*TASK DETAILS*:
Copy each line of the data below exactly, leaving out pictures.

Pages as source code
---+---

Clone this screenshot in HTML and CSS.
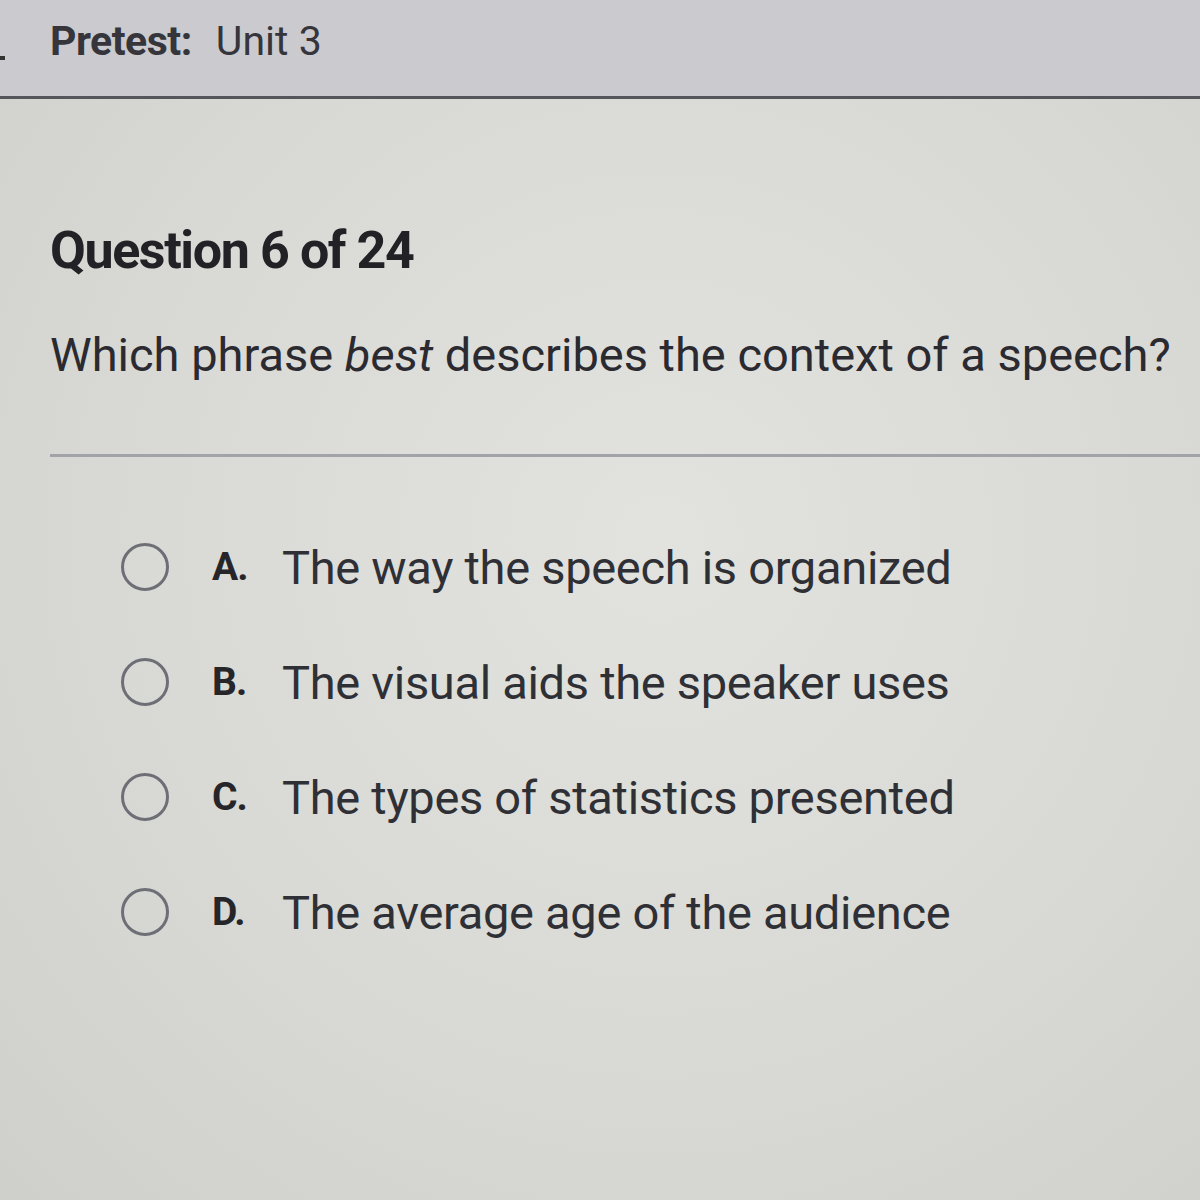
FILE: index.html
```html
<!DOCTYPE html>
<html>
<head>
<meta charset="utf-8">
<link rel="stylesheet" href="styles.css">
</head>
<body>
<header class="topbar">
  <span class="mark"></span>
  <span class="title"><b class="pre">Pretest:</b> Unit 3</span>
</header>
<main class="content">
  <h1 class="qnum">Question 6 of 24</h1>
  <p class="prompt">Which phrase <i>best</i> describes the context of a speech?</p>
  <hr class="divider">
  <ul class="options">
    <li class="opt"><span class="radio"></span><span class="letter">A.</span><span class="text">The way the speech is organized</span></li>
    <li class="opt"><span class="radio"></span><span class="letter">B.</span><span class="text">The visual aids the speaker uses</span></li>
    <li class="opt"><span class="radio"></span><span class="letter">C.</span><span class="text">The types of statistics presented</span></li>
    <li class="opt"><span class="radio"></span><span class="letter">D.</span><span class="text">The average age of the audience</span></li>
  </ul>
</main>
</body>
</html>
```
FILE: styles.css
```css
html, body {
  margin: 0;
  padding: 0;
}
body {
  width: 1200px;
  height: 1200px;
  overflow: hidden;
  font-family: Roboto, "Liberation Sans", sans-serif;
  color: #2a2a30;
  background: radial-gradient(ellipse at 55% 45%, #e2e2de 0%, #d9d9d5 55%, #cfcfcb 100%);
}
.topbar {
  height: 99px;
  background: #cacacf;
  border-bottom: 3px solid #55565c;
  display: flex;
  align-items: flex-start;
  padding-top: 17px;
  box-sizing: border-box;
  position: relative;
}
.mark {
  position: absolute;
  left: 0;
  top: 56px;
  width: 5px;
  height: 4px;
  background: #333;
}
.title {
  margin-left: 50px;
  font-size: 41px;
  color: #35353b;
}
.pre {
  font-weight: 700;
  margin-right: 14px;
  letter-spacing: -0.5px;
}
.content {
  padding: 0 0 0 50px;
}
.qnum {
  margin: 126px 0 0 0;
  font-size: 52px;
  font-weight: 700;
  letter-spacing: -1.4px;
  color: #222226;
  line-height: 1;
}
.prompt {
  margin: 54px 0 0 0;
  font-size: 47px;
  line-height: 1;
  color: #2a2a30;
  letter-spacing: 0px;
}
.divider {
  margin: 76px 0 0 0;
  border: 0;
  height: 3px;
  background: #a2a3a8;
}
.options {
  list-style: none;
  margin: 86px 0 0 71px;
  padding: 0;
  display: flex;
  flex-direction: column;
  gap: 67px;
}
.opt {
  display: flex;
  align-items: center;
  height: 48px;
}
.radio {
  width: 42px;
  height: 42px;
  border: 3px solid #6e6f76;
  border-radius: 50%;
  margin-right: 43px;
  flex: none;
}
.letter {
  font-weight: 700;
  font-size: 39px;
  width: 70px;
  color: #26262a;
  letter-spacing: -1px;
}
.text {
  font-size: 47px;
  color: #2f3036;
  letter-spacing: -0.3px;
}
```
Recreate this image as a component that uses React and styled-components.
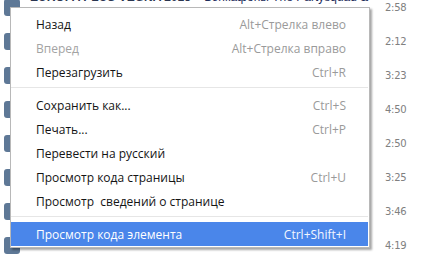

---+---

*ANSWER IN FULL*:
Clone this screenshot in HTML and CSS.
FILE: index.html
```html
<!DOCTYPE html>
<html>
<head>
<meta charset="utf-8">
<link rel="stylesheet" href="styles.css">
</head>
<body>
<header class="topbar">
  <span class="mark"></span>
  <span class="title"><b class="pre">Pretest:</b> Unit 3</span>
</header>
<main class="content">
  <h1 class="qnum">Question 6 of 24</h1>
  <p class="prompt">Which phrase <i>best</i> describes the context of a speech?</p>
  <hr class="divider">
  <ul class="options">
    <li class="opt"><span class="radio"></span><span class="letter">A.</span><span class="text">The way the speech is organized</span></li>
    <li class="opt"><span class="radio"></span><span class="letter">B.</span><span class="text">The visual aids the speaker uses</span></li>
    <li class="opt"><span class="radio"></span><span class="letter">C.</span><span class="text">The types of statistics presented</span></li>
    <li class="opt"><span class="radio"></span><span class="letter">D.</span><span class="text">The average age of the audience</span></li>
  </ul>
</main>
</body>
</html>
```
FILE: styles.css
```css
html, body {
  margin: 0;
  padding: 0;
}
body {
  width: 1200px;
  height: 1200px;
  overflow: hidden;
  font-family: Roboto, "Liberation Sans", sans-serif;
  color: #2a2a30;
  background: radial-gradient(ellipse at 55% 45%, #e2e2de 0%, #d9d9d5 55%, #cfcfcb 100%);
}
.topbar {
  height: 99px;
  background: #cacacf;
  border-bottom: 3px solid #55565c;
  display: flex;
  align-items: flex-start;
  padding-top: 17px;
  box-sizing: border-box;
  position: relative;
}
.mark {
  position: absolute;
  left: 0;
  top: 56px;
  width: 5px;
  height: 4px;
  background: #333;
}
.title {
  margin-left: 50px;
  font-size: 41px;
  color: #35353b;
}
.pre {
  font-weight: 700;
  margin-right: 14px;
  letter-spacing: -0.5px;
}
.content {
  padding: 0 0 0 50px;
}
.qnum {
  margin: 126px 0 0 0;
  font-size: 52px;
  font-weight: 700;
  letter-spacing: -1.4px;
  color: #222226;
  line-height: 1;
}
.prompt {
  margin: 54px 0 0 0;
  font-size: 47px;
  line-height: 1;
  color: #2a2a30;
  letter-spacing: 0px;
}
.divider {
  margin: 76px 0 0 0;
  border: 0;
  height: 3px;
  background: #a2a3a8;
}
.options {
  list-style: none;
  margin: 86px 0 0 71px;
  padding: 0;
  display: flex;
  flex-direction: column;
  gap: 67px;
}
.opt {
  display: flex;
  align-items: center;
  height: 48px;
}
.radio {
  width: 42px;
  height: 42px;
  border: 3px solid #6e6f76;
  border-radius: 50%;
  margin-right: 43px;
  flex: none;
}
.letter {
  font-weight: 700;
  font-size: 39px;
  width: 70px;
  color: #26262a;
  letter-spacing: -1px;
}
.text {
  font-size: 47px;
  color: #2f3036;
  letter-spacing: -0.3px;
}
```
Recreate this image as a component that uses React and styled-components.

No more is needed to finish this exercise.